Stated task> Keep only those lines of the records that include the string "components".

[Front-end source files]

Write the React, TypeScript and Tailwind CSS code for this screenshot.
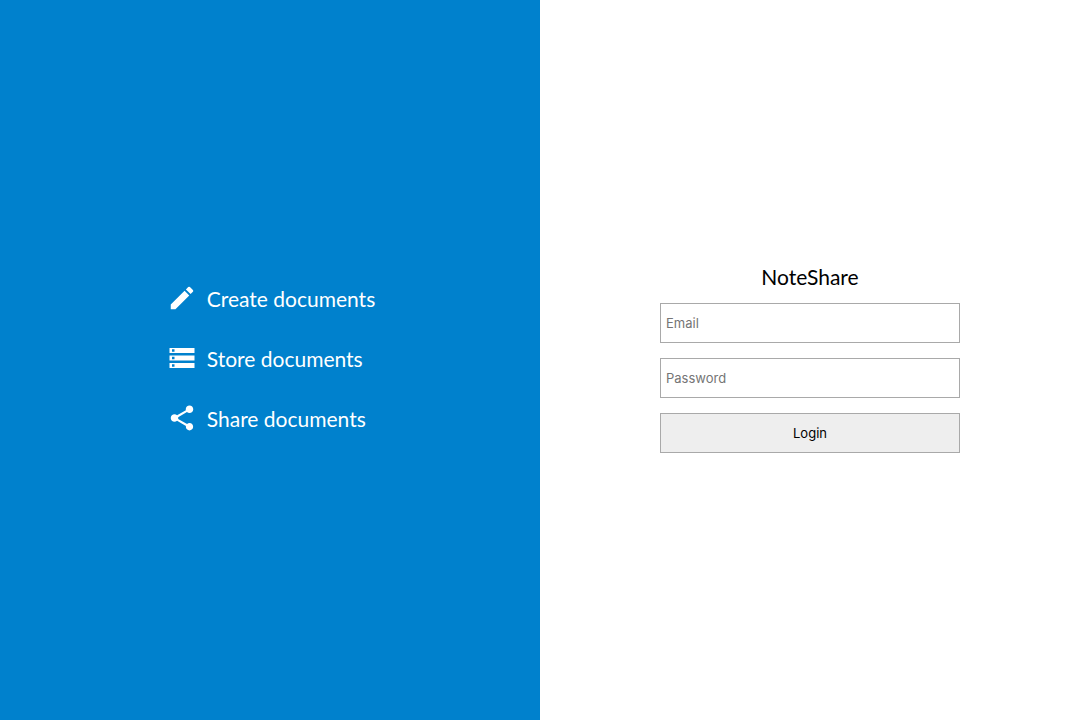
import React from "react";
import { MdCreate, MdStorage, MdShare } from "react-icons/md";

const features = [
  { label: "Create documents", Icon: MdCreate },
  { label: "Store documents", Icon: MdStorage },
  { label: "Share documents", Icon: MdShare },
];

export default function App() {
  return (
    <main className="grid min-h-screen grid-cols-2 bg-white font-['Lato',sans-serif] text-black">
      <section className="flex items-center justify-center bg-[#0081cd] pb-1 pl-0.5 text-white">
        <ul>
          {features.map(({ label, Icon }) => (
            <li key={label} className="flex h-15 items-center gap-2.5 text-[21px]">
              <Icon className="size-[30px]" aria-hidden="true" />
              <span className="pt-px">{label}</span>
            </li>
          ))}
        </ul>
      </section>
      <section className="flex items-center justify-center pb-1">
        <form className="flex w-75 flex-col gap-[15px] font-['Inter',sans-serif] text-[13px]">
          <h1 className="pt-0.5 text-center font-['Lato',sans-serif] text-[21px] leading-[23px]">NoteShare</h1>
          <input type="email" aria-label="Email" placeholder="Email" className="h-10 border border-[#a9a9a9] px-[5px] placeholder:text-[#757575]" />
          <input type="password" aria-label="Password" placeholder="Password" className="h-10 border border-[#a9a9a9] px-[5px] placeholder:text-[#757575]" />
          <button type="submit" className="h-10 border border-[#a9a9a9] bg-[#eeeeee] pt-px">Login</button>
        </form>
      </section>
    </main>
  );
}
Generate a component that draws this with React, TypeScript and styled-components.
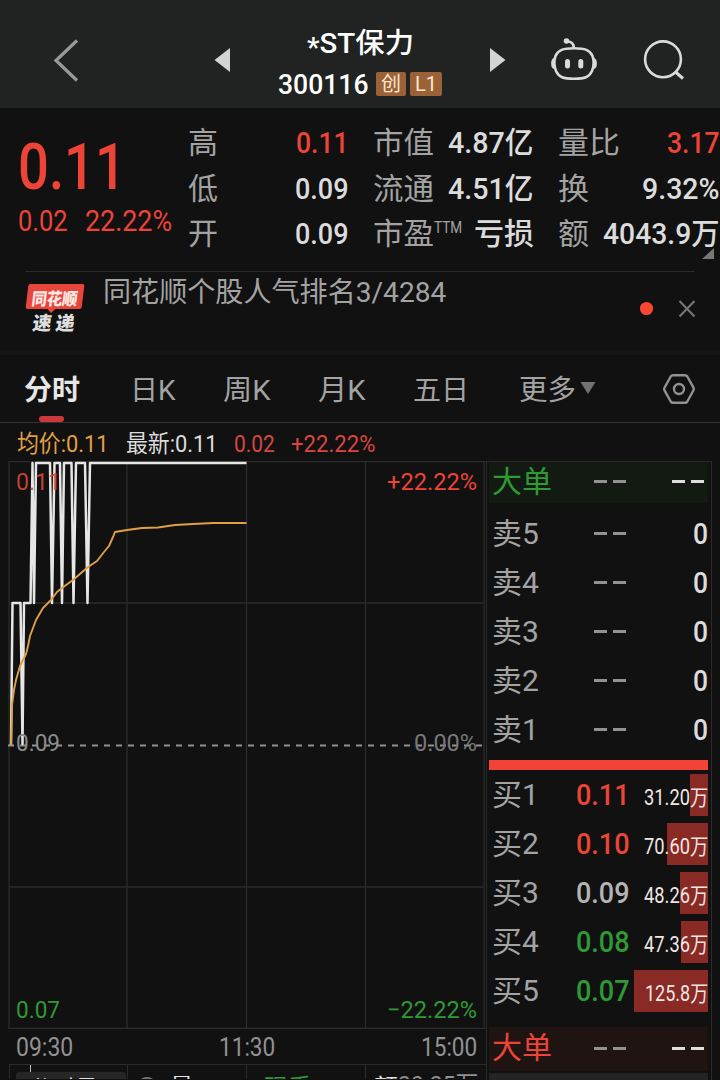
import React, { useLayoutEffect, useRef } from "react";
import styled, { createGlobalStyle } from "styled-components";

const c = {
  bg: "#111111",
  header: "#212322",
  red: "#ec4437",
  redSoft: "#d8473f",
  green: "#2f9a35",
  gray: "#a3a3a3",
  light: "#dcdcdc",
  white: "#ffffff",
  line: "#2b2b2b",
  orange: "#e0a045",
};

const Global = createGlobalStyle`
  * { box-sizing: border-box; }
  body {
    margin: 0;
    background: ${c.bg};
    font-family: Roboto, "Noto Sans CJK SC", sans-serif;
  }
`;

const FitBox = styled.span<{ $w: number }>`
  display: block;
  flex: none;
  width: ${(p) => p.$w}px;
  white-space: nowrap;
`;

const FitInner = styled.span`
  display: inline-block;
  transform-origin: 0 50%;
`;

/* Squeezes or stretches its text horizontally to the given width. */
function Fit({ w, children }: { w: number; children: React.ReactNode }) {
  const ref = useRef<HTMLSpanElement>(null);
  useLayoutEffect(() => {
    const el = ref.current;
    if (el) el.style.transform = `scaleX(${w / el.offsetWidth})`;
  }, [w, children]);
  return (
    <FitBox $w={w}>
      <FitInner ref={ref}>{children}</FitInner>
    </FitBox>
  );
}

const Page = styled.main`
  width: 720px;
  height: 1080px;
  overflow: hidden;
  background: ${c.bg};
  color: ${c.light};
`;

/* ---------- header ---------- */
const Header = styled.header`
  display: flex;
  height: 108px;
  background: ${c.header};
  padding: 0 34px 0 52px;
`;

const HeaderIcon = styled.svg<{ $w: number; $ml?: number }>`
  display: block;
  flex: none;
  width: ${(p) => p.$w}px;
  height: 108px;
  margin-left: ${(p) => p.$ml ?? 0}px;
`;

const TitleBlock = styled.div`
  flex: none;
  width: 164px;
  margin-left: 48px;
  padding-top: 24px;
  color: ${c.white};
`;

const StockName = styled.div`
  display: flex;
  justify-content: center;
  height: 40px;
  line-height: 40px;
  font-size: 28px;
  font-weight: 500;
`;

const Star = styled.span`
  display: inline-block;
  font-size: 27px;
  transform: translateY(4px);
`;

const CodeRow = styled.div`
  display: flex;
  align-items: center;
  height: 44px;
  line-height: 46px;
  font-size: 28px;
  font-weight: 500;
  margin-top: -1px;
`;

const Badge = styled.span<{ $w: number; $ml: number }>`
  flex: none;
  width: ${(p) => p.$w}px;
  height: 24px;
  margin-left: ${(p) => p.$ml}px;
  margin-top: -2px;
  border-radius: 2px;
  background: #9b6238;
  color: #ffe6cc;
  font-size: 20px;
  font-weight: 400;
  line-height: 24px;
  text-align: center;
`;

/* ---------- quote ---------- */
const Quote = styled.section`
  position: relative;
  display: flex;
  height: 163px;
  padding: 12px 0 0 18px;
`;

const PriceCol = styled.div`
  flex: none;
  width: 170px;
  color: ${c.red};
`;

const BigPrice = styled.div`
  height: 72px;
  margin-top: 12px;
  line-height: 71px;
  font-size: 65px;
  font-weight: 500;
`;

const Change = styled.div`
  display: flex;
  gap: 17px;
  height: 34px;
  line-height: 34px;
  font-size: 29px;
`;

const StatCol = styled.div<{ $w: number; $ml?: number }>`
  flex: none;
  width: ${(p) => p.$w}px;
  margin-left: ${(p) => p.$ml ?? 0}px;
`;

const StatRow = styled.div`
  display: flex;
  justify-content: space-between;
  height: 45.5px;
  line-height: 46px;
  font-size: 30px;
`;

const StatLabel = styled.span`
  display: flex;
  color: ${c.gray};
`;

const StatValue = styled.span<{ $color?: string }>`
  display: flex;
  font-weight: 500;
  color: ${(p) => p.$color ?? c.light};
`;

const Sup = styled.span`
  margin-top: -7px;
  font-size: 17px;
`;

const Corner = styled.svg`
  position: absolute;
  left: 702px;
  top: 140px;
  width: 12px;
  height: 11px;
`;

/* ---------- news ---------- */
const News = styled.section`
  display: flex;
  height: 79px;
  margin: 0 25px;
  border-top: 1px solid ${c.line};
`;

const Logo = styled.div`
  flex: none;
  width: 78px;
  padding-top: 12px;
`;

const LogoTop = styled.div`
  position: relative;
  width: 56px;
  height: 25px;
  margin-left: 2px;
  padding-left: 5px;
  border-radius: 2px;
  transform: skewX(-7deg);
  background: #e8463c;
  color: #ffe9e2;
  font: 900 17px/27px "Noto Sans CJK SC", sans-serif;

  &::after {
    content: "";
    position: absolute;
    left: 22px;
    top: 25px;
    border: 4px solid transparent;
    border-top-color: #e8463c;
    border-bottom: 0;
  }
`;

const LogoBottom = styled.div`
  display: flex;
  gap: 4px;
  margin-left: 8px;
  height: 25px;
  transform: skewX(-8deg);
  color: #dedede;
  font: 900 19px/26px "Noto Sans CJK SC", sans-serif;
`;

const NewsText = styled.div`
  flex: 1;
  height: 40px;
  line-height: 42px;
  font-size: 28px;
  color: ${c.gray};
`;

const NewsIcons = styled.svg`
  flex: none;
  width: 60px;
  height: 40px;
  margin-top: 17px;
`;

/* ---------- tabs ---------- */
const Tabs = styled.nav`
  position: relative;
  display: flex;
  height: 73px;
  padding-left: 24px;
  border-top: 5px solid #151515;
  border-bottom: 1px solid #333333;
  line-height: 72px;
  font-size: 28px;
  color: ${c.gray};
`;

const Tab = styled.div<{ $active?: boolean; $ml?: number }>`
  flex: none;
  margin-left: ${(p) => p.$ml ?? 0}px;
  font-weight: ${(p) => (p.$active ? 700 : 400)};
  color: ${(p) => (p.$active ? "#e6e6e6" : c.gray)};
`;

const Underline = styled.i`
  position: absolute;
  left: 39px;
  bottom: 0;
  width: 25px;
  height: 6px;
  border-radius: 3px;
  background: #cf383a;
`;

const TabIcon = styled.svg<{ $w: number; $ml: number }>`
  flex: none;
  width: ${(p) => p.$w}px;
  height: 68px;
  margin-left: ${(p) => p.$ml}px;
`;

const Info = styled.div`
  display: flex;
  height: 38px;
  padding-left: 17px;
  line-height: 43px;
  font-size: 24px;
`;

const InfoItem = styled.span<{ $color: string; $ml?: number }>`
  margin-left: ${(p) => p.$ml ?? 0}px;
  color: ${(p) => p.$color};
`;

/* ---------- chart and order book ---------- */
const Body = styled.div`
  display: flex;
  height: 619px;
`;

const Left = styled.section`
  flex: none;
  width: 486px;
`;

const Chart = styled.svg`
  display: block;
  width: 486px;
  height: 568px;
`;

const Times = styled.div`
  display: flex;
  height: 36px;
  padding-left: 16px;
  line-height: 37px;
  font-size: 25px;
  color: #929292;
`;

const TimeItem = styled.span<{ $ml?: number }>`
  margin-left: ${(p) => p.$ml ?? 0}px;
`;

const Volume = styled.div`
  display: flex;
  height: 15px;
  margin-top: -1px;
  margin-left: 9px;
  overflow: hidden;
  border-top: 1.5px solid ${c.line};
  border-left: 1px solid ${c.line};
  background:
    linear-gradient(#bdbdbd, #bdbdbd) 20px 0 / 1px 100% no-repeat,
    linear-gradient(${c.line}, ${c.line}) 117px 0 / 1px 100% no-repeat,
    linear-gradient(${c.line}, ${c.line}) 236px 0 / 1px 100% no-repeat,
    linear-gradient(${c.line}, ${c.line}) 355px 0 / 1px 100% no-repeat;
  font-size: 24px;
  line-height: 28px;
  color: #e2e2e2;
`;

const VolumeButton = styled.span`
  flex: none;
  width: 110px;
  height: 30px;
  margin: 7px 0 0 6px;
  padding-left: 14px;
  border-radius: 3px;
  background: #262626;
  line-height: 37px;
`;

const Help = styled.i`
  flex: none;
  width: 20px;
  height: 20px;
  margin: 12px 0 0 11px;
  border: 2px solid #777;
  border-radius: 50%;
`;

const VolumeItem = styled.span<{ $color?: string; $ml: number; $top: number }>`
  flex: none;
  margin: ${(p) => p.$top}px 0 0 ${(p) => p.$ml}px;
  color: ${(p) => p.$color ?? "#e2e2e2"};
`;

const Book = styled.section`
  width: 226px;
  height: 620px;
  padding: 0 3px 0 2px;
  border: 1px solid ${c.line};
  border-bottom: 0;
`;

const BookRow = styled.div<{ $h: number; $bg?: string; $mb?: number; $pb?: number }>`
  display: flex;
  align-items: center;
  height: ${(p) => p.$h}px;
  margin-bottom: ${(p) => p.$mb ?? 0}px;
  padding-left: 3px;
  padding-bottom: ${(p) => p.$pb ?? 0}px;
  background: ${(p) => p.$bg ?? "transparent"};
  line-height: ${(p) => p.$h}px;
  font-size: 30px;
`;

const Side = styled.span<{ $color?: string }>`
  flex: none;
  width: 84px;
  color: ${(p) => p.$color ?? c.gray};
`;

const Price = styled.span<{ $color: string }>`
  flex: none;
  width: 54px;
  font-weight: 500;
  color: ${(p) => p.$color};
`;

const Dashes = styled.span<{ $ml: number; $color: string }>`
  display: flex;
  gap: 6px;
  margin-left: ${(p) => p.$ml}px;

  &::before,
  &::after {
    content: "";
    width: 13px;
    height: 3px;
    background: ${(p) => p.$color};
  }
`;

const Zero = styled.span`
  margin-left: auto;
  font-weight: 500;
`;

const Amount = styled.span<{ $bar: number }>`
  display: flex;
  justify-content: flex-end;
  flex: 1;
  height: 42px;
  line-height: 48px;
  font-size: 22px;
  color: #f0e6e4;
  background: linear-gradient(#892a25, #892a25) right / ${(p) => p.$bar}px 100%
    no-repeat;
`;

const Ratio = styled.div`
  height: 10px;
  background: #f34336;
`;

const Spacer = styled.div<{ $h: number }>`
  height: ${(p) => p.$h}px;
`;

const Footer = styled.div`
  height: 10px;
  margin-top: 2px;
  background: #242424;
`;

type Stat = { l: string; lw: number; v: string; vw: number; color?: string; sup?: string };

const stats: { w: number; ml: number; rows: Stat[] }[] = [
  {
    w: 161,
    ml: 0,
    rows: [
      { l: "高", lw: 30, v: "0.11", vw: 53, color: c.red },
      { l: "低", lw: 30, v: "0.09", vw: 54 },
      { l: "开", lw: 30, v: "0.09", vw: 54 },
    ],
  },
  {
    w: 161,
    ml: 24,
    rows: [
      { l: "市值", lw: 61, v: "4.87亿", vw: 86 },
      { l: "流通", lw: 61, v: "4.51亿", vw: 86 },
      { l: "市盈", lw: 61, sup: "TTM", v: "亏损", vw: 60 },
    ],
  },
  {
    w: 162,
    ml: 24,
    rows: [
      { l: "量比", lw: 62, v: "3.17", vw: 53, color: c.red },
      { l: "换", lw: 31, v: "9.32%", vw: 78 },
      { l: "额", lw: 31, v: "4043.9万", vw: 117 },
    ],
  },
];

const tabs = [
  { t: "日K", w: 46, ml: 50 },
  { t: "周K", w: 48, ml: 47 },
  { t: "月K", w: 48, ml: 47 },
  { t: "五日", w: 56, ml: 47 },
  { t: "更多", w: 57, ml: 50 },
];

const bids = [
  { n: 1, p: "0.11", color: c.red, a: "31.20万", w: 64, bar: 18 },
  { n: 2, p: "0.10", color: c.red, a: "70.60万", w: 64, bar: 41 },
  { n: 3, p: "0.09", color: "#b4b4b4", a: "48.26万", w: 64, bar: 28 },
  { n: 4, p: "0.08", color: c.green, a: "47.36万", w: 64, bar: 27 },
  { n: 5, p: "0.07", color: c.green, a: "125.8万", w: 63, bar: 74 },
];

const pricePath =
  "M11 745L12.5 603H20.5L22.5 744L24 603H30.5L32.5 463L34 603L36 463H50L52 603L54.5 463H60L62 603L64 463H71.5L73.5 603L76 463H85L87.5 603L90 463H246.5";
const averagePath =
  "M11 745L12 705L14 690L16 680L20 666L26 654L28 646L30 636L36 620L43 608L51 600L57 592L62 588L73 580L88 567L97 561L104 552L109 546L113 537L115 532L127 530L142 528L158 527.5L175 525L193 524L213 523H246.5";

function PriceChart() {
  return (
    <Chart viewBox="0 461 486 568" fontSize="24">
      <g stroke={c.line} fill="none" strokeWidth="1.3">
        <path d="M9 1029V461.7H486M9 603H484M9 887H484M9 1028.5H486M127 461V1029M246.5 461V1029M365.5 461V1029M484 461V1029" />
      </g>
      <path d="M8 745.5H484" stroke="#929292" strokeWidth="2" strokeDasharray="6 6" />
      <path d={pricePath} fill="none" stroke="#e6e6e6" strokeWidth="2.500" strokeLinejoin="round" />
      <path d={averagePath} fill="none" stroke={c.orange} strokeWidth="1.900" strokeLinejoin="round" />
      <text x="16" y="490" fill={c.redSoft} fillOpacity=".9" textLength="45" lengthAdjust="spacingAndGlyphs">0.11</text>
      <text x="387" y="490" fill={c.red} textLength="90" lengthAdjust="spacingAndGlyphs">+22.22%</text>
      <text x="16" y="751" fill="#8b8b8b" textLength="44" lengthAdjust="spacingAndGlyphs">0.09</text>
      <text x="414" y="751" fill="#777777" textLength="63" lengthAdjust="spacingAndGlyphs">0.00%</text>
      <text x="16" y="1018" fill={c.green} textLength="44" lengthAdjust="spacingAndGlyphs">0.07</text>
      <text x="387" y="1018" fill={c.green} textLength="90" lengthAdjust="spacingAndGlyphs">−22.22%</text>
    </Chart>
  );
}

export default function App() {
  return (
    <Page>
      <Global />
      <Header>
        <HeaderIcon $w={28} viewBox="52 0 28 108">
          <path d="M77 40.500L56 60.500L77 80.500" fill="none" stroke="#999999" strokeWidth="3.2" />
        </HeaderIcon>
        <HeaderIcon $w={16} $ml={134} viewBox="214 0 16 108">
          <path d="M214.500 60L230 48V72Z" fill="#d4d4d4" />
        </HeaderIcon>
        <TitleBlock>
          <StockName>
            <Fit w={107}>
              <Star>*</Star>ST保力
            </Fit>
          </StockName>
          <CodeRow>
            <Fit w={90}>300116</Fit>
            <Badge $w={30} $ml={8}>创</Badge>
            <Badge $w={32} $ml={4}>L1</Badge>
          </CodeRow>
        </TitleBlock>
        <HeaderIcon $w={16} $ml={48} viewBox="490 0 16 108">
          <path d="M490 48L505.500 60L490 72Z" fill="#d4d4d4" />
        </HeaderIcon>
        <HeaderIcon $w={48} $ml={44} viewBox="550 0 48 108" fill="none" stroke="#dadada" strokeWidth="2.600">
          <path d="M574 48.200C585 48.200 590 50 592.500 56C594.300 61 594 66 592 71C589 77.500 585 78.700 574 78.700C563 78.700 559 77.500 556 71C554 66 553.700 61 555.500 56C558 50 563 48.200 574 48.200Z" />
          <path d="M573.800 48C573.800 43.500 571 41.500 567 41.500" />
          <circle cx="566.500" cy="41" r="2.800" fill="#dadada" stroke="none" />
          <path d="M554.500 59.500C552 60 552 67 554.500 67.500M593.500 59.500C596 60 596 67 593.500 67.500" strokeWidth="3" />
          <path d="M567.500 61.500V66M580.800 61.500V66" strokeWidth="5" strokeLinecap="round" />
        </HeaderIcon>
        <HeaderIcon $w={44} $ml={44} viewBox="642 0 44 108" fill="none" stroke="#dadada" strokeWidth="2.600">
          <circle cx="663" cy="59.300" r="17.900" />
          <path d="M675.500 72L683 78.500" strokeWidth="3" />
        </HeaderIcon>
      </Header>

      <Quote>
        <PriceCol>
          <BigPrice>
            <Fit w={108}>0.11</Fit>
          </BigPrice>
          <Change>
            <Fit w={50}>0.02</Fit>
            <Fit w={87}>22.22%</Fit>
          </Change>
        </PriceCol>
        {stats.map((col, i) => (
          <StatCol key={i} $w={col.w} $ml={col.ml}>
            {col.rows.map((r) => (
              <StatRow key={r.l}>
                <StatLabel>
                  <Fit w={r.lw}>{r.l}</Fit>
                  {r.sup && (
                    <Sup>
                      <Fit w={28}>{r.sup}</Fit>
                    </Sup>
                  )}
                </StatLabel>
                <StatValue $color={r.color}>
                  <Fit w={r.vw}>{r.v}</Fit>
                </StatValue>
              </StatRow>
            ))}
          </StatCol>
        ))}
        <Corner viewBox="0 0 12 11">
          <path d="M12 0V11H0Z" fill="#777777" />
        </Corner>
      </Quote>

      <News>
        <Logo>
          <LogoTop>
            <Fit w={46}>同花顺</Fit>
          </LogoTop>
          <LogoBottom>
            <Fit w={19}>速</Fit>
            <Fit w={19}>递</Fit>
          </LogoBottom>
        </Logo>
        <NewsText>
          <Fit w={343}>同花顺个股人气排名3/4284</Fit>
        </NewsText>
        <NewsIcons viewBox="0 0 60 40">
          <circle cx="11.500" cy="19.500" r="6.600" fill="#fb4632" />
          <path d="M44.500 12L59.500 27.500M59.500 12L44.500 27.500" stroke="#777777" strokeWidth="2" />
        </NewsIcons>
      </News>

      <Tabs>
        <Tab $active>
          <Fit w={56}>分时</Fit>
        </Tab>
        {tabs.map((t) => (
          <Tab key={t.t} $ml={t.ml}>
            <Fit w={t.w}>{t.t}</Fit>
          </Tab>
        ))}
        <TabIcon $w={16} $ml={4} viewBox="0 0 16 68">
          <path d="M0.500 27H15.500L8 39Z" fill="#727272" />
        </TabIcon>
        <TabIcon $w={34} $ml={66} viewBox="0 0 34 68" fill="none" stroke="#929292" strokeWidth="2.400">
          <path d="M11 20.200H23Q24.500 20.200 25.300 21.500L31.500 32.700Q32.200 34 31.500 35.300L25.300 46.500Q24.500 47.800 23 47.800H11Q9.500 47.800 8.700 46.500L2.500 35.300Q1.800 34 2.500 32.700L8.700 21.500Q9.500 20.200 11 20.200Z" />
          <circle cx="17" cy="34" r="5" />
        </TabIcon>
        <Underline />
      </Tabs>

      <Info>
        <InfoItem $color={c.orange}>
          <Fit w={92}>均价:0.11</Fit>
        </InfoItem>
        <InfoItem $color={c.light} $ml={17}>
          <Fit w={92}>最新:0.11</Fit>
        </InfoItem>
        <InfoItem $color={c.redSoft} $ml={16}>
          <Fit w={41}>0.02</Fit>
        </InfoItem>
        <InfoItem $color={c.redSoft} $ml={16}>
          <Fit w={84}>+22.22%</Fit>
        </InfoItem>
      </Info>

      <Body>
        <Left>
          <PriceChart />
          <Times>
            <TimeItem>
              <Fit w={57}>09:30</Fit>
            </TimeItem>
            <TimeItem $ml={146}>
              <Fit w={56}>11:30</Fit>
            </TimeItem>
            <TimeItem $ml={146}>
              <Fit w={56}>15:00</Fit>
            </TimeItem>
          </Times>
          <Volume>
            <VolumeButton>
              <Fit w={68}>分时量</Fit>
            </VolumeButton>
            <Help />
            <VolumeItem $ml={13} $top={9}>
              <Fit w={82}>量:2011</Fit>
            </VolumeItem>
            <VolumeItem $ml={12} $top={9} $color={c.green}>
              <Fit w={94}>现手:220</Fit>
            </VolumeItem>
            <VolumeItem $ml={16} $top={9}>
              <Fit w={24}>额</Fit>
            </VolumeItem>
            <VolumeItem $ml={0} $top={6} $color="#909090">
              <Fit w={80}>20.25万</Fit>
            </VolumeItem>
          </Volume>
        </Left>

        <Book>
          <BookRow $h={41} $mb={6} $pb={3} $bg="#121a12">
            <Side $color={c.green}>
              <Fit w={60}>大单</Fit>
            </Side>
            <Dashes $ml={18} $color="#929292" />
            <Dashes $ml={46} $color="#dddddd" />
          </BookRow>
          {[5, 4, 3, 2, 1].map((n) => (
            <BookRow key={n} $h={49} $pb={1}>
              <Side>
                <Fit w={47}>卖{n}</Fit>
              </Side>
              <Dashes $ml={18} $color="#929292" />
              <Zero>
                <Fit w={15}>0</Fit>
              </Zero>
            </BookRow>
          ))}
          <Spacer $h={6} />
          <Ratio />
          {bids.map((b) => (
            <BookRow key={b.n} $h={49}>
              <Side>
                <Fit w={47}>买{b.n}</Fit>
              </Side>
              <Price $color={b.color}>
                <Fit w={54}>{b.p}</Fit>
              </Price>
              <Amount $bar={b.bar}>
                <Fit w={b.w}>{b.a}</Fit>
              </Amount>
            </BookRow>
          ))}
          <Spacer $h={12} />
          <BookRow $h={44} $pb={2} $bg="#1f1412">
            <Side $color={c.red}>
              <Fit w={60}>大单</Fit>
            </Side>
            <Dashes $ml={18} $color="#929292" />
            <Dashes $ml={46} $color="#dddddd" />
          </BookRow>
          <Footer />
        </Book>
      </Body>
    </Page>
  );
}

Task result>
Generate a component that draws this with React, TypeScript and styled-components.
import styled, { createGlobalStyle } from "styled-components";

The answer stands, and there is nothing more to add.